A juíza acredita que não foi pelo facto de a sua equipa ser constituída por mulheres: «Já fomos elogiadas noutras alturas. Mesmo por equipas que perderam nos jogos que apitámos. Acho que os jogadores, durante o jogo, acabam por se esquecer que somos mulheres. E o resto das pessoas também.»

«Estamos lá para aplicar as leis de jogo. O nosso trabalho é igual, tão sério e com qualidade, como o dos homens», justificou em entrevista ao Maisfutebol.



Mas, sim, há talvez uma diferença no tratamento: «Respeitam-nos muito. Em algumas situações de jogo, os jogadores podem ter atitudes menos boas, mas passados uns segundos pedem desculpa.»

«Os homens que se acautelem, as mulheres portuguesas estão aí para o futebol»

Assim, Sandra Bastos também não tem preferência por jogos masculinos ou femininos: «Gosto de apitar os dois. Ambos têm as suas especificidades com as quais gosto de lidar. O de homens é mais rápido e mais técnico, mas o futebol feminino tem evoluído e tem muita qualidade.»

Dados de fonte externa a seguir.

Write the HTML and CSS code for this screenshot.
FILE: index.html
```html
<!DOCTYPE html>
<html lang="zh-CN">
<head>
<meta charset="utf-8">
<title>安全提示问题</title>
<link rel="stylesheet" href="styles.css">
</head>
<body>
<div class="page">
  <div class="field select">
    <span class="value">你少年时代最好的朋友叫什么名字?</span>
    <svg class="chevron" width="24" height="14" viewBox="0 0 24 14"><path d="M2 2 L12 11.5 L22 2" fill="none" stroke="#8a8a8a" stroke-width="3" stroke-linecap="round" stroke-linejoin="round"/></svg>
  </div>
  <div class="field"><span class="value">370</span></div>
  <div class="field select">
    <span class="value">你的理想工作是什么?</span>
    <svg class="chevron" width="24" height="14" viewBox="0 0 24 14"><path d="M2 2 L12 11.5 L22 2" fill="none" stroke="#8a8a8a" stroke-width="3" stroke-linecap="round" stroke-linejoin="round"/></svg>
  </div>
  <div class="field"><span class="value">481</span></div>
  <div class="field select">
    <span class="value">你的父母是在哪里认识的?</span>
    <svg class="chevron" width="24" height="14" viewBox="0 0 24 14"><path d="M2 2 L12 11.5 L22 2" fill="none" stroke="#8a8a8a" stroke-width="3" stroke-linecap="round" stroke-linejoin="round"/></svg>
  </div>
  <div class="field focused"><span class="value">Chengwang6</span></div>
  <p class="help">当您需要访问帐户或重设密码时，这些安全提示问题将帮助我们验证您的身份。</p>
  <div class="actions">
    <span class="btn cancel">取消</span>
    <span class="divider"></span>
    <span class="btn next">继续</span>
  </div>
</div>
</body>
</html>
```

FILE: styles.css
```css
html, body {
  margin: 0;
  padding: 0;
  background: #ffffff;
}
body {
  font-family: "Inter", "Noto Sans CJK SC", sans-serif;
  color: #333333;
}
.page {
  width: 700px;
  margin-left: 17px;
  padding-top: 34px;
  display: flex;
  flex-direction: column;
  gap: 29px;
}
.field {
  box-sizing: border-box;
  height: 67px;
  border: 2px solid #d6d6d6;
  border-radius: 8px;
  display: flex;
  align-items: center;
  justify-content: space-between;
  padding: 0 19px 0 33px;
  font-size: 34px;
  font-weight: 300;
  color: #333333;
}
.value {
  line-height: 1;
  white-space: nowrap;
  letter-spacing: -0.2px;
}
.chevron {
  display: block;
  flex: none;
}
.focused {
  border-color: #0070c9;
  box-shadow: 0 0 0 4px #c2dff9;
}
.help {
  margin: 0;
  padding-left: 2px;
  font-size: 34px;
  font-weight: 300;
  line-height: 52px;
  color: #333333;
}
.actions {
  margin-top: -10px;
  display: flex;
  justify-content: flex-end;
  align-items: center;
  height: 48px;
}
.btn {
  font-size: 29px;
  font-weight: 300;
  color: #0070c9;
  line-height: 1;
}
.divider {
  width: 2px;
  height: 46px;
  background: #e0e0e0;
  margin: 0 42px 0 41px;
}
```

«Os homens que se acautelem, porque as mulheres portuguesas estão aí para o futebol», avisa a árbitra que soma já quase 250 jogos nesta função.

E muitos mais, noutra: Sandra Bastos também foi jogadora de futebol, e venceu o Nacional em 1995/1996, mas acabou por «arrumar as chuteiras» devido ao facto de o seu clube ter desistido das competições femininas, o ADC Lobão da distrital de Aveiro.

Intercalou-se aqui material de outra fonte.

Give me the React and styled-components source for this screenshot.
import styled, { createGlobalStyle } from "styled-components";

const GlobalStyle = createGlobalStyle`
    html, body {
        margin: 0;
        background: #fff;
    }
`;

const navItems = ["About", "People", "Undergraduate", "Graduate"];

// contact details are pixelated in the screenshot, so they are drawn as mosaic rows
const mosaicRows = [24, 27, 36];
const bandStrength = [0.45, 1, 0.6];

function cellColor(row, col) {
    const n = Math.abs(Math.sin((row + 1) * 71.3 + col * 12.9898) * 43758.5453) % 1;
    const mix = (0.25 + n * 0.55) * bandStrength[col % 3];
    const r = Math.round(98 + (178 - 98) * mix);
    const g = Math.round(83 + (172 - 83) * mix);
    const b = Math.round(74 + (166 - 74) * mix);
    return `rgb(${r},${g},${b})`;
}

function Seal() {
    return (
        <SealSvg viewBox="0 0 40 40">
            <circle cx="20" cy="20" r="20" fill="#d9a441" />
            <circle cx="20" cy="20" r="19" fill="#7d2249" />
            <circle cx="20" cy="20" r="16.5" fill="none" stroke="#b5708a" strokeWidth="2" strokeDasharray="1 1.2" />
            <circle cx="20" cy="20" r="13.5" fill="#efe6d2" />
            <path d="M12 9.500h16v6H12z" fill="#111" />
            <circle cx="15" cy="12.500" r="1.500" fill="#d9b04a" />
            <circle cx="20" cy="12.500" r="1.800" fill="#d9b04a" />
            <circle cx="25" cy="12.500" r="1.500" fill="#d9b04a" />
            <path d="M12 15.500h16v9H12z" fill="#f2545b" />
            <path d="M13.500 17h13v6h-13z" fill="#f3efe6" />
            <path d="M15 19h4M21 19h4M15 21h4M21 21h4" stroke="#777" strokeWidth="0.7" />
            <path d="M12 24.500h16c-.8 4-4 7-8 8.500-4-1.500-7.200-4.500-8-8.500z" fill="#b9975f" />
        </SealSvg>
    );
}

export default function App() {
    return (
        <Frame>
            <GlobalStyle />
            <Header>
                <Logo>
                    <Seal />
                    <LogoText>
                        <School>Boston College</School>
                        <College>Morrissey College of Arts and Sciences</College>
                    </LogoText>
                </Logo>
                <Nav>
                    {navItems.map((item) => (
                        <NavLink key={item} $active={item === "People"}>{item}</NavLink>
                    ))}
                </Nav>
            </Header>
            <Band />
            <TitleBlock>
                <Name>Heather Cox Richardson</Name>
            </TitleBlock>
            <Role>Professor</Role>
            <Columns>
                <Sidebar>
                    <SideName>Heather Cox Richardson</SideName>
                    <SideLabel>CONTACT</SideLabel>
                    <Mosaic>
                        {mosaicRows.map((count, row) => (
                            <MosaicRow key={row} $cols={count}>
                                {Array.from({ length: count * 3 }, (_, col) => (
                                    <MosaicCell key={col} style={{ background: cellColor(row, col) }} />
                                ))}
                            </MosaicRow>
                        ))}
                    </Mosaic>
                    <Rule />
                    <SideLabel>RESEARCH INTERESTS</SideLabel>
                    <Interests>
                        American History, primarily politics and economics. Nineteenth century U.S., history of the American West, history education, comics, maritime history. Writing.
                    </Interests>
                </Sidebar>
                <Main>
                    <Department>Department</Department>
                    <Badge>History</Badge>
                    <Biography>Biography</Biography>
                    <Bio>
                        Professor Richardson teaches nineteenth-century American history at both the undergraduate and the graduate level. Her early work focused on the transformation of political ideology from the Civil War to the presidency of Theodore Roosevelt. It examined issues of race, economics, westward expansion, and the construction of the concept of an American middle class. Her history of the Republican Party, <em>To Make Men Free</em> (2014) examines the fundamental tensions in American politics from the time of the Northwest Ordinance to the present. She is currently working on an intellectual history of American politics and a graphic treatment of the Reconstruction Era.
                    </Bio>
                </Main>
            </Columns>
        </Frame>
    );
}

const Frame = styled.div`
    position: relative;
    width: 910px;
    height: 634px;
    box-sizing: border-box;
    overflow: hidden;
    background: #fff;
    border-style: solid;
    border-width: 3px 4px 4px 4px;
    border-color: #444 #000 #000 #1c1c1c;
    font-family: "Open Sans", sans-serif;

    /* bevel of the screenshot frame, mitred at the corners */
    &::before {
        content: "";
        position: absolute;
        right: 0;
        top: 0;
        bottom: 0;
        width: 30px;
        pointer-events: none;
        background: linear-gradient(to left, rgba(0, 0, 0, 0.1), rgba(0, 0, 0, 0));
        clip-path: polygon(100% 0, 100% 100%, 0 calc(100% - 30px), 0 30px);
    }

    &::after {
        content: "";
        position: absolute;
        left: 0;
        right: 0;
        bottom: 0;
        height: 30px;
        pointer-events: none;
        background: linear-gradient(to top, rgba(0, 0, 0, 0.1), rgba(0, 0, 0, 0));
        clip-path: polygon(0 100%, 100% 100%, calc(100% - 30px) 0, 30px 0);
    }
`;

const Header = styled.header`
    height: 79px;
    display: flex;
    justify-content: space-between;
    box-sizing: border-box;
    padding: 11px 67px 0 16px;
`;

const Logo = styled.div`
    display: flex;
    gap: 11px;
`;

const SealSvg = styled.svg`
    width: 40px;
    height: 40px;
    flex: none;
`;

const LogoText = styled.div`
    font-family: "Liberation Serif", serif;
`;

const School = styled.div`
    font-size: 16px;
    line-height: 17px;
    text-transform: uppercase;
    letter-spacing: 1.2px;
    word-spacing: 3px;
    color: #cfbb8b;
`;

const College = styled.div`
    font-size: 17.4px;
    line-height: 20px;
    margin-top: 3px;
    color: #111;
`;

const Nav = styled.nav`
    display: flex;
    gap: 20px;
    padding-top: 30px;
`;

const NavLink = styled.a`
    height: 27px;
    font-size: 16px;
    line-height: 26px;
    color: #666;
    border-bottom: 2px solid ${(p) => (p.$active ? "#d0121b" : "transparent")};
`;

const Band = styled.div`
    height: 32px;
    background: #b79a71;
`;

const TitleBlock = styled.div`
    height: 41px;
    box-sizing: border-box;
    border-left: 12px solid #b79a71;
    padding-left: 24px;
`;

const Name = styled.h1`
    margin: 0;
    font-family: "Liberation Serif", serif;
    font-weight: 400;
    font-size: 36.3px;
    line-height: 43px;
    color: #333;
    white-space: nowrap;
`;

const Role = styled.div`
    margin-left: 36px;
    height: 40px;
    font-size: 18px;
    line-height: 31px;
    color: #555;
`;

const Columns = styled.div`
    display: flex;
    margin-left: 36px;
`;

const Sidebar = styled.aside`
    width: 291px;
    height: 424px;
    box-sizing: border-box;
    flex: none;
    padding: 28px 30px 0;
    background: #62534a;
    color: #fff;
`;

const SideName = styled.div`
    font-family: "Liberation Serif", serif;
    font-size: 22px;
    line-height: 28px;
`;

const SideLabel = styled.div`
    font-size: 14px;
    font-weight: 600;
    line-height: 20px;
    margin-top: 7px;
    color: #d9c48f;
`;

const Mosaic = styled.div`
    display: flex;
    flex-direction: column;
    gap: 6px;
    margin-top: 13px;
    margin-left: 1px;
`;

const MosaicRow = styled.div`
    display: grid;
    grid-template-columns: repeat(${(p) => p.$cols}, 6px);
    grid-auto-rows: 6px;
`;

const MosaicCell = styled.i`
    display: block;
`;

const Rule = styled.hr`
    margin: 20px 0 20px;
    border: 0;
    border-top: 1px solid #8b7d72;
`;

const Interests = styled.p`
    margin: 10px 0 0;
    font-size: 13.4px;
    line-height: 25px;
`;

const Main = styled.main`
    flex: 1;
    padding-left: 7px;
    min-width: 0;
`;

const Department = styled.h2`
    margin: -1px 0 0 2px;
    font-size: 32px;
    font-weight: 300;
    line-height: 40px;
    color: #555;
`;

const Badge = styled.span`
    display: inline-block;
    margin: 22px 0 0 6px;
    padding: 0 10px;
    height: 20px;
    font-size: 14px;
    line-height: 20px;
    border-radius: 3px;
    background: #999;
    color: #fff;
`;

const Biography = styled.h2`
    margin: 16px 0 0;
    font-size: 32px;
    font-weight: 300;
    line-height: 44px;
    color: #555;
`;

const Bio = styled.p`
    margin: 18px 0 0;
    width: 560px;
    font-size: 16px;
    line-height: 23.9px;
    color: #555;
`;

Só que, sempre ligada ao desporto, praticando também taekwondo e kickboxing, aproveitou o regresso à escola, para fazer melhoria de notas, e um colóquio sobre arbitragem para reingressar no mundo da bola. «Vi aí uma forma de voltar ao futebol. Fiz o curso com sucesso, entretanto apitei o primeiro jogo e aí nasceu a paixão pela arbitragem», disse.

«Na altura ainda senti algumas dificuldades, até porque estava habituada a jogar e não a ajuizar lances. Mas se agora me perguntassem se queria voltar a jogar, a resposta era não. Gosto mais de arbitrar», confessou.

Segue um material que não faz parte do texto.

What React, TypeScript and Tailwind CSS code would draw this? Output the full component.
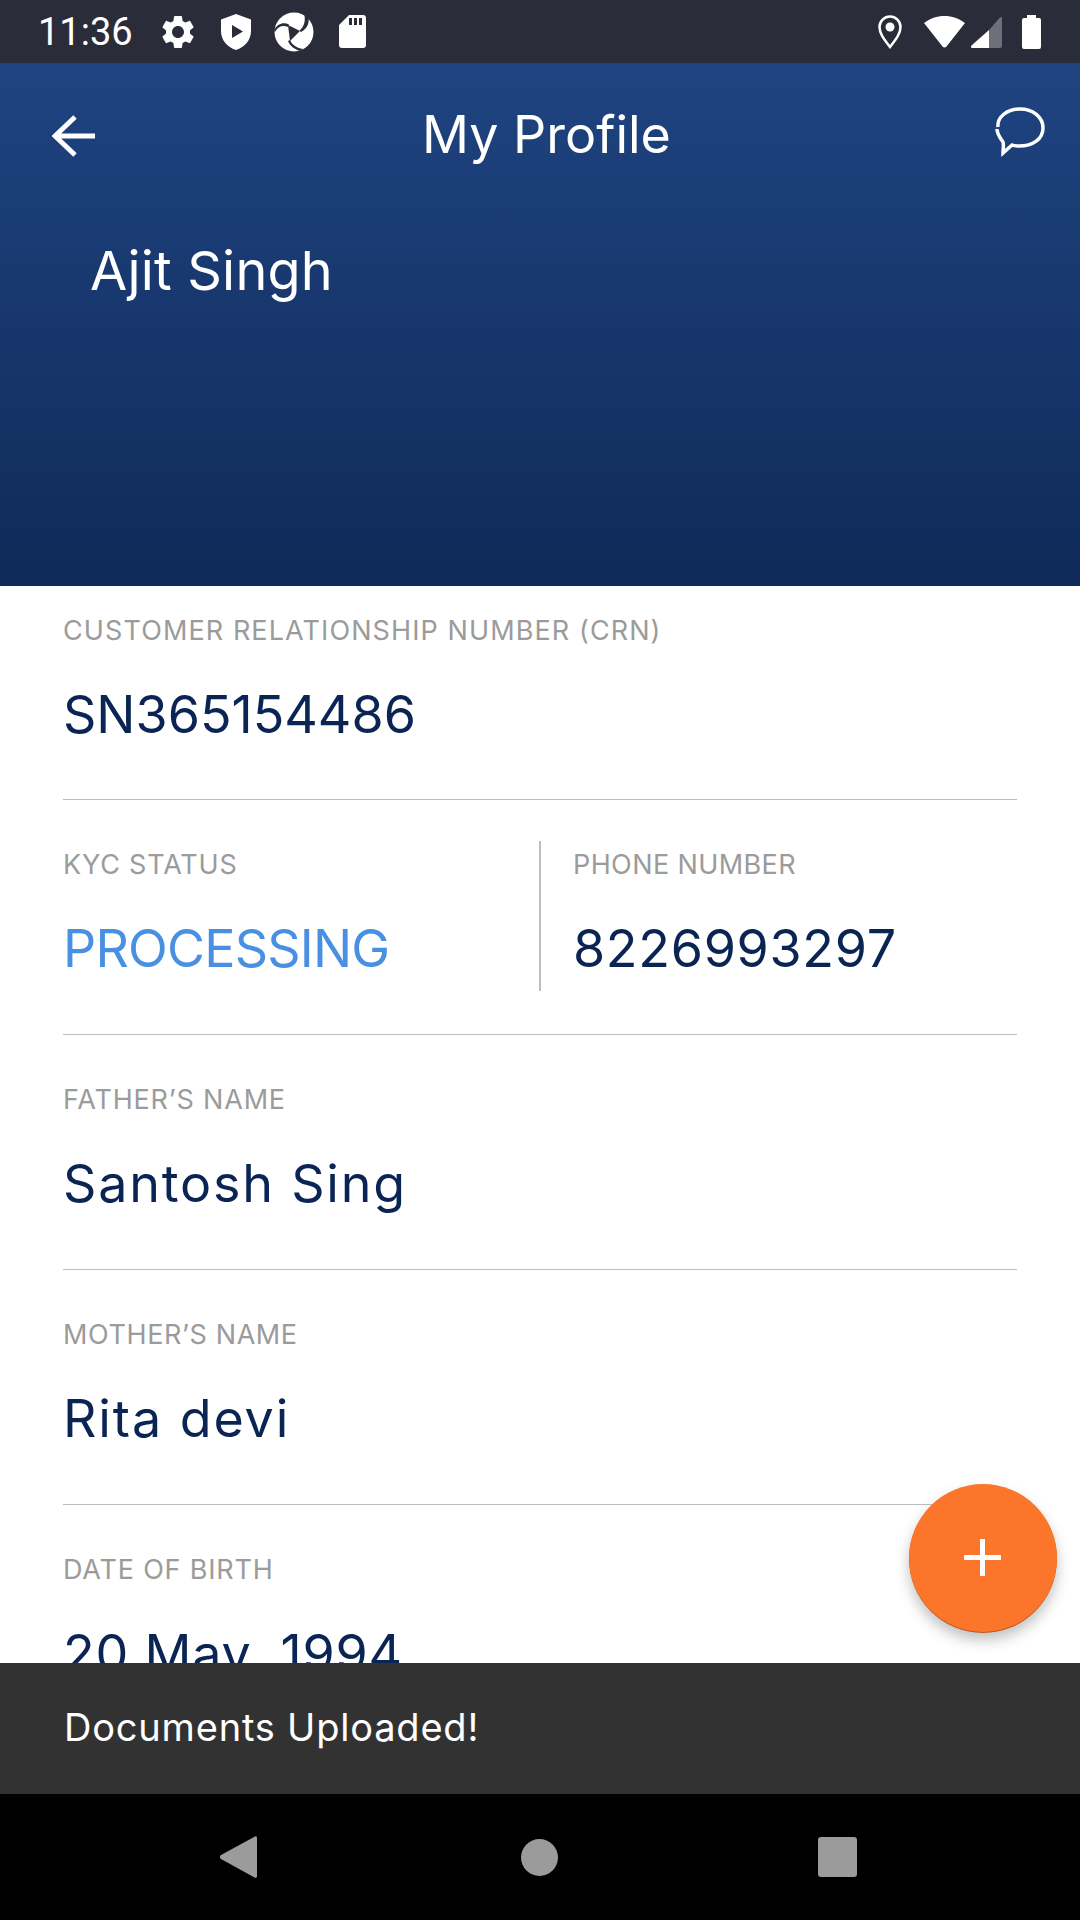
const fontUi = "font-['Inter','Noto_Sans',sans-serif]"

function StatusBar() {
  return (
    <div className="flex h-[63px] shrink-0 items-center bg-[#2a2d39] pl-[38px] text-white">
      <span className="w-[124px] font-['Roboto',sans-serif] text-[38px] leading-none">11:36</span>
      <svg className="h-[40px] w-[40px] -ml-[4px]" viewBox="0 0 24 24" fill="#fff">
        <path d="M19.14 12.94c.04-.3.06-.61.06-.94 0-.32-.02-.64-.07-.94l2.03-1.58c.18-.14.23-.41.12-.61l-1.92-3.32c-.12-.22-.37-.29-.59-.22l-2.39.96c-.5-.38-1.03-.7-1.62-.94l-.36-2.54c-.04-.24-.24-.41-.48-.41h-3.84c-.24 0-.43.17-.47.41l-.36 2.54c-.59.24-1.13.57-1.62.94l-2.39-.96c-.22-.08-.47 0-.59.22L2.74 8.87c-.12.21-.08.47.12.61l2.03 1.58c-.05.3-.09.63-.09.94s.02.64.07.94l-2.03 1.58c-.18.14-.23.41-.12.61l1.92 3.32c.12.22.37.29.59.22l2.39-.96c.5.38 1.03.7 1.62.94l.36 2.54c.05.24.24.41.48.41h3.84c.24 0 .44-.17.47-.41l.36-2.54c.59-.24 1.13-.56 1.62-.94l2.39.96c.22.08.47 0 .59-.22l1.92-3.32c.12-.22.07-.47-.12-.61l-2.01-1.58zM12 15.6c-1.98 0-3.6-1.62-3.6-3.6s1.62-3.6 3.6-3.6 3.6 1.62 3.6 3.6-1.62 3.6-3.6 3.6z" />
      </svg>
      <svg className="ml-[23px] h-[36px] w-[30px]" viewBox="0 0 30 36">
        <path fill="#fff" fillRule="evenodd" d="M15 0 30 5.500V17c0 9-6 16-15 19C6 33 0 26 0 17V5.500zM11 11v13l11-6.500z" />
      </svg>
      <svg className="ml-[23px] h-[40px] w-[40px]" viewBox="0 0 40 40">
        <circle cx="20" cy="20" r="19.500" fill="#fff" />
        <path fill="#2a2d39" d="M14 13 26 19 16 29z" />
        <path fill="#2a2d39" d="M0 18C4 11 10 10 15 12.500L14 15C9 13 4 14 1 20zM34 3c2 7 0 13-7 17l-1.500-1.500C30 15 32 9 30 1zM16 28c2 5 7 8 13 9l-3 2c-6-2-10-5-12-10z" />
      </svg>
      <svg className="ml-[25px] h-[33px] w-[27px]" viewBox="0 0 27 33">
        <path fill="#fff" fillRule="evenodd" d="M10 0H24a3 3 0 0 1 3 3V30a3 3 0 0 1-3 3H3a3 3 0 0 1-3-3V10zM10 3v7h3V3zM15 3v7h3V3zM20 3v7h3V3z" />
      </svg>
      <svg className="ml-[512px] h-[34px] w-[24px]" viewBox="0 0 24 34">
        <path fill="none" stroke="#fff" strokeWidth="2.500" d="M12 32C5 23 1.500 18 1.500 12a10.500 10.500 0 0 1 21 0c0 6-3.500 11-10.500 20z" />
        <circle cx="12" cy="12" r="4.500" fill="#fff" />
      </svg>
      <svg className="ml-[22px] h-[32px] w-[41px]" viewBox="0 0 41 32">
        <path fill="#fff" d="M20.500 0C28 0 35 2.500 41 7L22.500 30.500a2.500 2.500 0 0 1-4 0L0 7C6 2.500 13 0 20.500 0z" />
      </svg>
      <svg className="ml-[6px] h-[32px] w-[31px]" viewBox="0 0 31 32">
        <path fill="#6e7079" d="M18 14 29 1.500c1-1 2-.5 2 1V30a2 2 0 0 1-2 2H18z" />
        <path fill="#fff" d="M18 14V32H1.500c-1.500 0-2-1.500-1-2.500z" />
      </svg>
      <svg className="ml-[20px] h-[34px] w-[19px]" viewBox="0 0 19 34">
        <path fill="#fff" d="M5 0H14V3H17a2 2 0 0 1 2 2V32a2 2 0 0 1-2 2H2a2 2 0 0 1-2-2V5a2 2 0 0 1 2-2H5z" />
      </svg>
    </div>
  )
}

function Header() {
  return (
    <div className="h-[523px] shrink-0 bg-gradient-to-b from-[#1f4481] to-[#0f2a58] text-white">
      <div className="flex h-[146px] items-center pl-[52px]">
        <svg className="h-[42px] w-[43px]" viewBox="0 0 43 42" fill="none" stroke="#fff" strokeWidth="5">
          <path d="M43 21H4M23 2 3 21 23 40" />
        </svg>
        <h1 className="-mt-[3px] ml-[327px] w-[300px] text-[52px] leading-none">My Profile</h1>
        <svg className="ml-[273px] -mt-[8px] h-[50px] w-[50px]" viewBox="0 0 50 50" fill="none" stroke="#fff" strokeWidth="3.500">
          <path d="M3 20C2 10 12 2 25 2c13 0 23 8 23 19s-10 18-24 18c-3 0-5 0-7-1l-9 8c0-4 1-8 0-11-3-4-6-8-6-13" />
        </svg>
      </div>
      <p className="ml-[90px] mt-[32px] text-[54px] leading-[60px] tracking-[0.2px]">Ajit Singh</p>
    </div>
  )
}

function Field({
  label,
  value,
  labelClass,
  valueClass,
}: {
  label: string
  value: string
  labelClass?: string
  valueClass?: string
}) {
  return (
    <div>
      <p className={`text-[27px] leading-[34px] text-[#9b9b9b] ${labelClass ?? "tracking-[0.8px]"}`}>{label}</p>
      <p className={`mt-[37px] text-[52px] leading-[60px] ${valueClass ?? "text-[#0a2554]"}`}>{value}</p>
    </div>
  )
}

export default function App() {
  return (
    <div className={`relative flex h-[1920px] w-[1080px] flex-col overflow-hidden bg-white ${fontUi}`}>
      <StatusBar />
      <Header />
      <div className="min-h-0 flex-1 overflow-hidden px-[63px]">
        <div className="h-[214px] border-b border-[#bdbdbd] pt-[28px]">
          <Field label="CUSTOMER RELATIONSHIP NUMBER (CRN)" value="SN365154486" labelClass="tracking-[1.1px]" />
        </div>
        <div className="h-[235px] border-b border-[#bdbdbd] pt-[41px]">
          <div className="flex h-[150px]">
            <div className="w-[478px] border-r-2 border-[#bdbdbd] pt-[7px]">
              <Field label="KYC STATUS" value="PROCESSING" valueClass="tracking-[-0.8px] text-[#4a90e2]" />
            </div>
            <div className="pl-[32px] pt-[7px]">
              <Field label="PHONE NUMBER" value="8226993297" labelClass="tracking-[0.4px]" valueClass="tracking-[0.7px] text-[#0a2554]" />
            </div>
          </div>
        </div>
        <div className="h-[235px] border-b border-[#bdbdbd] pt-[48px]">
          <Field label="FATHER’S NAME" value="Santosh Sing" valueClass="tracking-[1.8px] text-[#0a2554]" />
        </div>
        <div className="h-[235px] border-b border-[#bdbdbd] pt-[48px]">
          <Field label="MOTHER’S NAME" value="Rita devi" labelClass="tracking-[0.6px]" valueClass="tracking-[1.9px] text-[#0a2554]" />
        </div>
        <div className="pt-[48px]">
          <Field label="DATE OF BIRTH" value="20 May, 1994" valueClass="tracking-[0.8px] text-[#0a2554]" />
        </div>
      </div>
      <div className="flex h-[131px] shrink-0 items-center bg-[#323232] pb-[3px] pl-[64px] text-[38px] tracking-[0.8px] text-white">Documents Uploaded!</div>
      <div className="flex h-[126px] shrink-0 items-center bg-black pl-[220px]">
        <svg className="h-[42px] w-[37px]" viewBox="0 0 37 42">
          <path fill="#9b9b9b" d="M35 .500c1-.500 2 0 2 1.500V40c0 1.500-1 2.500-2.500 1.500L1 23c-1.500-1-1.500-3 0-4z" />
        </svg>
        <div className="ml-[264px] h-[37px] w-[37px] rounded-full bg-[#9b9b9b]" />
        <div className="ml-[260px] h-[40px] w-[39px] rounded-[3px] bg-[#9b9b9b]" />
      </div>
      <button className="absolute left-[909px] top-[1484px] flex h-[148px] w-[148px] items-center justify-center rounded-full bg-[#fb752a] pr-[1px] pb-[2px] shadow-[0_8px_14px_rgba(0,0,0,0.25),0_1px_0_#ee6f28]">
        <svg className="h-[37px] w-[37px]" viewBox="0 0 37 37" fill="#fff">
          <path d="M16 0H21V16H37V21H21V37H16V21H0V16H16z" />
        </svg>
      </button>
    </div>
  )
}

E só mesmo com paixão se pode andar nesta profissão e conciliá-la com outra. Sandra Bastos é ainda sócia-gerente numa empresa em Santa Maria da Feira, na qual trabalha de segunda a sexta-feira, mas tem tempo para treinar.

«É preciso gostar muito disto e ter motivação. Nem sempre é fácil conciliar, mas se não consigo treinar antes de ir trabalhar, treino depois do trabalho. O dia torna-se grande e ando sempre numa roda-viva, às vezes é cansativo, mas se o meu dia a dia não for tão preenchido até acho estranho», justificou.

«É um orgulho representar a mulher portuguesa lá fora»

Já lá vão 12 anos assim, até porque Sandra Bastos, natural de Neuss, na Alemanha, começou aos 11 anos a trabalhar com os pais. E agora, não abdica nem da sua empresa, nem da arbitragem.

E é a determinação e o gostar que a têm levado, desde 2004, a receber a insígnia de árbitra FIFA. «Quando nós lutamos, persistimos e nunca desistimos as coisas acontecem», admitiu, para acrescentar: «É um orgulho fazer parte deste lote. E, mais ainda, representar a mulher portuguesa lá fora.»



No fim-de-semana passado, por exemplo, esteve no Frankfurt-Bristol dos quartos de final da Liga dos Campeões feminina, somando o quarto jogo internacional da época.

Em agosto e novembro já tinha marcado presença na Champions, ao apitar os dezasseis e os oitavos de final, respetivamente. E em junho já tinha estado na fase de grupos de apuramento para o Mundial 2015 feminino, que se realiza no Canadá.

Mas há mais, noutras competições: em 2011, apitou a final do Europeu de sub-19, e em 2010 marcou presença como quarta árbitra nos Jogos Olímpicos da Juventude.

Só que ainda não chega: «Queria muito atingir a elite e já consegui, mas quero continuar a trabalhar para chegar a uma final da Liga dos Campeões e a uma final do Campeonato do Mundo.»


«Quando comecei os meus pais pensavam que estava maluca da cabeça»

A família já se habituou a esta vida de Sandra Bastos e, atualmente, sente-se muito orgulhosa: «Sou o ai-jesus dos meus pais.»

Mas quando se iniciou nesta profissão os progenitores não acharam boa ideia: «Pensavam que estava completamente maluca da cabeça e não me apoiaram muito. Agora estão orgulhosos, disse-lhes que ia singrar e estou a fazê-lo.»

Ainda assim, nem o pai, nem a mãe assistem às partidas que a filha arbitra: «Não vão ver os jogos, nem ficam preocupados. Sabem que é a minha profissão. Desejam boa sorte antes e depois perguntam se correu tudo bem. Apenas isso.»

«O árbitro não é o elo mais fraco num jogo de futebol»

Aos 35 anos, ainda não pensa no final da carreira – que, na verdade, ainda está longe – mas já sabe o que quer fazer: «Vou certamente continuar ligada à arbitragem, ou como instrutora ou como observadora.»

É nesta área que se sente bem, até porque, ainda que se critiquem muitos os «homens e as mulheres do apito», «as críticas fazem parte da vida; as boas e as más», e «o árbitro não é definitivamente o elo mais fraco num jogo de futebol».

«Todos erram, os árbitros, os jogadores e os treinadores», acrescentou. E Sandra Bastos quer continuar a receber críticas: «Retiro sempre alguma coisa das positivas e das negativas. Sei lidar com isso. Se fosse tudo perfeito, não valia a pena continuar. As coisas têm de ser difíceis para continuarmos a lutar por elas.»